• _STATED PROBLEM_: Separate out the lines that hold "index".

• _GIVEN DATA_:

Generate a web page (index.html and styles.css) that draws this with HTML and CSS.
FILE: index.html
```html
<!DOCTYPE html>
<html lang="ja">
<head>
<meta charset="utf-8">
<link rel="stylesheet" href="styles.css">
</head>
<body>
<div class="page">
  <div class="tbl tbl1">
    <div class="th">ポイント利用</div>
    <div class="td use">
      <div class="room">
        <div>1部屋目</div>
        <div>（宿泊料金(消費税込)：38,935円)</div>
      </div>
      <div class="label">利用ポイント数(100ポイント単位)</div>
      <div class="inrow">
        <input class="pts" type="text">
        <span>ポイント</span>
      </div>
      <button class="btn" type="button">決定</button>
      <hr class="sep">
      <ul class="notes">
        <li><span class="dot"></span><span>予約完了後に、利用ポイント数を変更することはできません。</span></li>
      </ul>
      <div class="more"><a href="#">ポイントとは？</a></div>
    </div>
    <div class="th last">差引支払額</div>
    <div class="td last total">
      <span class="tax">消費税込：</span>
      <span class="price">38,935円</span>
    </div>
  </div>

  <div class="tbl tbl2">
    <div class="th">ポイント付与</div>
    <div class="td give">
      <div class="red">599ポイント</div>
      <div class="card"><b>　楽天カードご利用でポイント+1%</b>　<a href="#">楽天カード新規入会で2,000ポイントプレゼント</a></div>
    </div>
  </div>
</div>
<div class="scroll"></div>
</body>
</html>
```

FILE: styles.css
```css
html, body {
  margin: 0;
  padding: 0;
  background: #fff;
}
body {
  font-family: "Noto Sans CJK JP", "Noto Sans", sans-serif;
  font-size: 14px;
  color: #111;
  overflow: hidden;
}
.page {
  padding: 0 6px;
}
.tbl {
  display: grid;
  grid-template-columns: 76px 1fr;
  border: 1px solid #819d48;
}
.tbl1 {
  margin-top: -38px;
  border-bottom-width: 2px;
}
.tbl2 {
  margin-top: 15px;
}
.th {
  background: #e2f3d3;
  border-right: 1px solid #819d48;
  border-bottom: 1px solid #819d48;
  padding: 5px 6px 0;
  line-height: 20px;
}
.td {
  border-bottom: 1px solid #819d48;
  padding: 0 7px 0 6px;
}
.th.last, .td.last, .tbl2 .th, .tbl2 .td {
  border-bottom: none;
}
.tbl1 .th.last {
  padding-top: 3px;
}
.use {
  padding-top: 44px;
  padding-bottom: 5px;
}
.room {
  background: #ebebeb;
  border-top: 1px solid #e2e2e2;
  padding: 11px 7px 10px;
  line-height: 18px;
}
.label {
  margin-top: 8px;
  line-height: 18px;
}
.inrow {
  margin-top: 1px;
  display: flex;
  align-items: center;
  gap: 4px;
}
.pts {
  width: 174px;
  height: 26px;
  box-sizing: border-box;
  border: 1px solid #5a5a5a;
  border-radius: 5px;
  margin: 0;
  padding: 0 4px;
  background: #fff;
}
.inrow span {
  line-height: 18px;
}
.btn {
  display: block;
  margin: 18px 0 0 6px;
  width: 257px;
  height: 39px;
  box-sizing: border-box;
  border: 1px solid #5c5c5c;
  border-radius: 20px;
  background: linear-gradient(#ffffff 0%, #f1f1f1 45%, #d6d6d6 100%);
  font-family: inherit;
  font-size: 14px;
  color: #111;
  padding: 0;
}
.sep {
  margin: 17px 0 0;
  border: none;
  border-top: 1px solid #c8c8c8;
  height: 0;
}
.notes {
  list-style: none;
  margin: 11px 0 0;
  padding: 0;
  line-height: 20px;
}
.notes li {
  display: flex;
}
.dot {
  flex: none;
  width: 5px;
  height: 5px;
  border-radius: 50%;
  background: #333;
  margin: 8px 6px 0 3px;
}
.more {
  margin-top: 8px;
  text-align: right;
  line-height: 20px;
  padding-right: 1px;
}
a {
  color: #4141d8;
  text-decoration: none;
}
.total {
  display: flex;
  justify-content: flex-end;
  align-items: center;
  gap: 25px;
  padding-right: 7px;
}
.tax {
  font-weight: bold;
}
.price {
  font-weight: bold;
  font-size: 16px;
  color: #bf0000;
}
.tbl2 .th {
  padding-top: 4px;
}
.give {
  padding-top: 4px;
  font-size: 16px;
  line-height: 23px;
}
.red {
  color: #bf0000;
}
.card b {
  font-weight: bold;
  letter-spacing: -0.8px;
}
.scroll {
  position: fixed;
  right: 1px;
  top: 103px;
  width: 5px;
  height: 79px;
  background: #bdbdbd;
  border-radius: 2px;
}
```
--
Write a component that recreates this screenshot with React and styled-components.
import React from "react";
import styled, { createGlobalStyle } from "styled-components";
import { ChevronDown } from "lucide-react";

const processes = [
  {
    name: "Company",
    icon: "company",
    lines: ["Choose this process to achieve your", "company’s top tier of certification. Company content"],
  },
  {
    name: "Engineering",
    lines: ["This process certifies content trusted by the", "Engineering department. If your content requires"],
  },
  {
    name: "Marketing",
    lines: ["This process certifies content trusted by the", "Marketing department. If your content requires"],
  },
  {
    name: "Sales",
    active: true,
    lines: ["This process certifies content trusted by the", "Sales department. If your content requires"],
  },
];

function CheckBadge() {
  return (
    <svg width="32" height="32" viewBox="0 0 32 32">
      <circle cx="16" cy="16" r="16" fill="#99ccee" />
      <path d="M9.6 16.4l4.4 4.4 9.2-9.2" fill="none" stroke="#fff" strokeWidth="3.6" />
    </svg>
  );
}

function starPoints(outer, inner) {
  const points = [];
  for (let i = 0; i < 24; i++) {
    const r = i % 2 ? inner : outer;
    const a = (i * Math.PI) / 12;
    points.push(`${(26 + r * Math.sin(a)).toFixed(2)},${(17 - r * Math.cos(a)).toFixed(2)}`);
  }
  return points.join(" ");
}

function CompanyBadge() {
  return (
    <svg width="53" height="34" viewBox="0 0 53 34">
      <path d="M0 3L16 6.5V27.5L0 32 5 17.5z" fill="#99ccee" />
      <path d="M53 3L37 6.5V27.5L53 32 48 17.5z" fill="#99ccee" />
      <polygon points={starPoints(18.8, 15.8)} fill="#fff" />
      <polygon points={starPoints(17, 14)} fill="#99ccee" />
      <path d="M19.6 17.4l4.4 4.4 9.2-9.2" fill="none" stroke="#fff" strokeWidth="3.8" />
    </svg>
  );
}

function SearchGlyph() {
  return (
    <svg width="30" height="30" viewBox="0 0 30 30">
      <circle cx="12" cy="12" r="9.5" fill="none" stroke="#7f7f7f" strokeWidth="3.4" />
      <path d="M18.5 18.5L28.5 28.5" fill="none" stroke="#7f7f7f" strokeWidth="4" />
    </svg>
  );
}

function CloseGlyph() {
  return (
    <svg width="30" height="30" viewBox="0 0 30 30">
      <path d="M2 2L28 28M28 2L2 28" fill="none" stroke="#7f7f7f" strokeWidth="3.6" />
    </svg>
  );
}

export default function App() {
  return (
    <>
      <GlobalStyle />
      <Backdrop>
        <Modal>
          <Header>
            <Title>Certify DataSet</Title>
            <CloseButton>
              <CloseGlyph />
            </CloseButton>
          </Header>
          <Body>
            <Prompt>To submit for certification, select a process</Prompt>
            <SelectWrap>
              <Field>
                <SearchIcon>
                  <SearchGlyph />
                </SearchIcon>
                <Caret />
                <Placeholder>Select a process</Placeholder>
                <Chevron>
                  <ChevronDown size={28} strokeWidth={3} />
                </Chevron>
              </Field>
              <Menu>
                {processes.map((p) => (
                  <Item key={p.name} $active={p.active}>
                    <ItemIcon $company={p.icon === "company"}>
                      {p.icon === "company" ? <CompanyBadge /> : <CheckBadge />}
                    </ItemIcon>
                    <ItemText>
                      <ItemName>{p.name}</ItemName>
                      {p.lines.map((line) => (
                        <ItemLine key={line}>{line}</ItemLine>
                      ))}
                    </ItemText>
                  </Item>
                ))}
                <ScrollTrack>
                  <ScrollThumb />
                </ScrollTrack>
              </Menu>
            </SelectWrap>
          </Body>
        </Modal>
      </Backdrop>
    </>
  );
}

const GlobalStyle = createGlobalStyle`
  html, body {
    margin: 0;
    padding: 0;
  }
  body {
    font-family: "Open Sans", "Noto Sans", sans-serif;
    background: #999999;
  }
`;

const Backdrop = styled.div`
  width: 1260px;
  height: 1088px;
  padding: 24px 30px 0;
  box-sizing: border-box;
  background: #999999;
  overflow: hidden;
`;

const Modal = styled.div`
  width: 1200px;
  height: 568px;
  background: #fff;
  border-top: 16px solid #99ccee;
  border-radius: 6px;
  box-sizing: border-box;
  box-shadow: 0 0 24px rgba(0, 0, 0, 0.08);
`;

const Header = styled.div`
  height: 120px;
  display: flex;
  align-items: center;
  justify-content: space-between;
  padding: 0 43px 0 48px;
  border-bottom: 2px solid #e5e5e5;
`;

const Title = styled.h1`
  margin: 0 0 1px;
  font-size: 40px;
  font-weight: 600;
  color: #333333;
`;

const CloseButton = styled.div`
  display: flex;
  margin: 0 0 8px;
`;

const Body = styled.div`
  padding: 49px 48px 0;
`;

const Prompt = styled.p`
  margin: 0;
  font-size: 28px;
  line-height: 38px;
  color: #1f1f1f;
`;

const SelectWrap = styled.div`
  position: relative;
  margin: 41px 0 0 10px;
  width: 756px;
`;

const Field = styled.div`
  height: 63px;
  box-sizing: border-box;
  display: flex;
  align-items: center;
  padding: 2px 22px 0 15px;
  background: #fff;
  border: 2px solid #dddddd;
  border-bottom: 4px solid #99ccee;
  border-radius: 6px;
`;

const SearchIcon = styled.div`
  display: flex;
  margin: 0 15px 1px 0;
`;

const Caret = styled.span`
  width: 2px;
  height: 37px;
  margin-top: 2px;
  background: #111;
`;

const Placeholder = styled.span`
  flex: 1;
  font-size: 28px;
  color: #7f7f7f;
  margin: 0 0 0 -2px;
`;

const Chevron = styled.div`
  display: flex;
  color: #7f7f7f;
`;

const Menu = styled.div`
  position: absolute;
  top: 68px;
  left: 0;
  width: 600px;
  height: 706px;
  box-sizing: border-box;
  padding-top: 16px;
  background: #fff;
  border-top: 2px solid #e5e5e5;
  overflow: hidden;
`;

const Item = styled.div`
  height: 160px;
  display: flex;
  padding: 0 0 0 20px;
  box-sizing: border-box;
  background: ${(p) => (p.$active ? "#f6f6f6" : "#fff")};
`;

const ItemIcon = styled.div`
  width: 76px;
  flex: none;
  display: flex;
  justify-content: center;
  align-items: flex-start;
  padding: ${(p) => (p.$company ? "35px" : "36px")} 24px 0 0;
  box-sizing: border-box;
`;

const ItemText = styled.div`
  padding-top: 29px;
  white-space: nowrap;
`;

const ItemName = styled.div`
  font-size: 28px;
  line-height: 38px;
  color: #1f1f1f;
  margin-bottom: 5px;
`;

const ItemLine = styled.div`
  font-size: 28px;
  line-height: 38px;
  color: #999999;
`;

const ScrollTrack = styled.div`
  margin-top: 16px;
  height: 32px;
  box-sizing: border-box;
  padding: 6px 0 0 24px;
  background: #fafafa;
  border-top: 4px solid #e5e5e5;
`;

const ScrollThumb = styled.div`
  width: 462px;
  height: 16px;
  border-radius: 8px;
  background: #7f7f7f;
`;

• _ANSWER TO THIS PROBLEM_:
Generate a web page (index.html and styles.css) that draws this with HTML and CSS.
FILE: index.html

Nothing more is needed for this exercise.